New Delhi: Supreme Court of India termed the consequences of eve-teasing as disastrous and issued a slew of guidelines to curb the menace. The apex court asked government to depute women cops in plain clothes at public places. “All the state governments and Union territories are directed to depute plain-clothes female police officers in the precincts of bus stands, railway stations, metro stations, cinema theatres, shopping malls, parks, beaches, public service vehicles, places of worship etc. so as to monitor and supervise incidents of eve-teasing,” a bench of Justice K S Radhakrishnan and Justice Dipak Misra said. The court said the guidelines were necessary as there is “no uniform law” to deal with the menace.

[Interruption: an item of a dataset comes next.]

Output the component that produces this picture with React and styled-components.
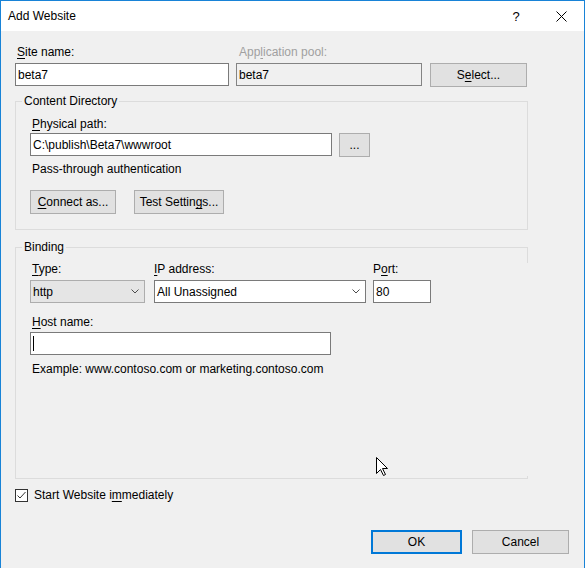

“We notice that there is no uniform law in this country to curb eve-teasing effectively in or within the precincts of educational institutions, places of worship, bus stands, metro-stations, railway stations, cinema theatres, parks, beaches, places of festival, public service vehicles or any other similar place,” the bench said.
The court, in its 26-page judgement, said the menace of eve teasing can be effectively curbed with a little effort and if unchecked, its consequences could be “disastrous” as like sexual harassment, eve-teasing amounts to violation of fundamental rights guaranteed under the Constitution.
“Consequences of not curbing such a menace, needless to say, are at times disastrous. There are many instances where girls of young age are being harassed, which sometimes may lead to serious psychological problems and even committing suicide.
“Every citizen in this country has the right to live with dignity and honour which is a fundamental right guaranteed under Article 21 of the Constitution of India. Sexual harassment like eve teasing amounts to violation of rights guaranteed under Articles 14, 15 as well,” it said.
The apex court laid down the guidelines in the judgement by which it set aside a verdict of the Madras High Court. The high court had set aside the judgement of a Central Administrative Tribunal upholding the dismissal of policeman S Samuthiram who had misbehaved with a married woman at about 11:00pm on 9th July 1999 at Tenkasi bus stand in Tiruneveli in a drunken state. The court said, “The necessity of a proper legislation to curb eve-teasing is of extreme importance, even the Tamil Nadu Legislation(on the menace) has no teeth.”
“The experiences of women and girl children in over-crowded buses, metros, trains etc. are horrendous and a painful ordeal. Before undertaking suitable legislation to curb eve-teasing, it is necessary to take at least some urgent measures so that it can be curtailed to some extent,” it said while issuing various directions on the issue.
The state government and the Union territories will have to install CCTV in strategic positions which itself would be a deterrent and if detected, the offender could be caught, it said.
“Persons in-charge of educational institutions, places of worship, cinema theatres, railway stations, bus stands have to take steps as they deem fit to prevent eve-teasing, within their precincts and, on a complaint being made, they must pass on the information to the nearest police station or the women’s help centre,” it added.
If the offence is committed in a commercial vehicle, then it would be required that a police complaint be lodged by the person in charge of the vehicle or otherwise, it would lead to cancellation of the permit to ply, it said.
“State governments and Union Territories are directed to establish Women Helpline in various cities and towns, so as to curb eve teasing within three months,” it said.
Suitable sign boards, cautioning such act of eve-teasing, be exhibited in all public places, it said, adding that “Responsibility is also on the passers-by and on noticing such incident, they should also report the same to the nearest police station or to Women Helpline to save the victims from such crimes.”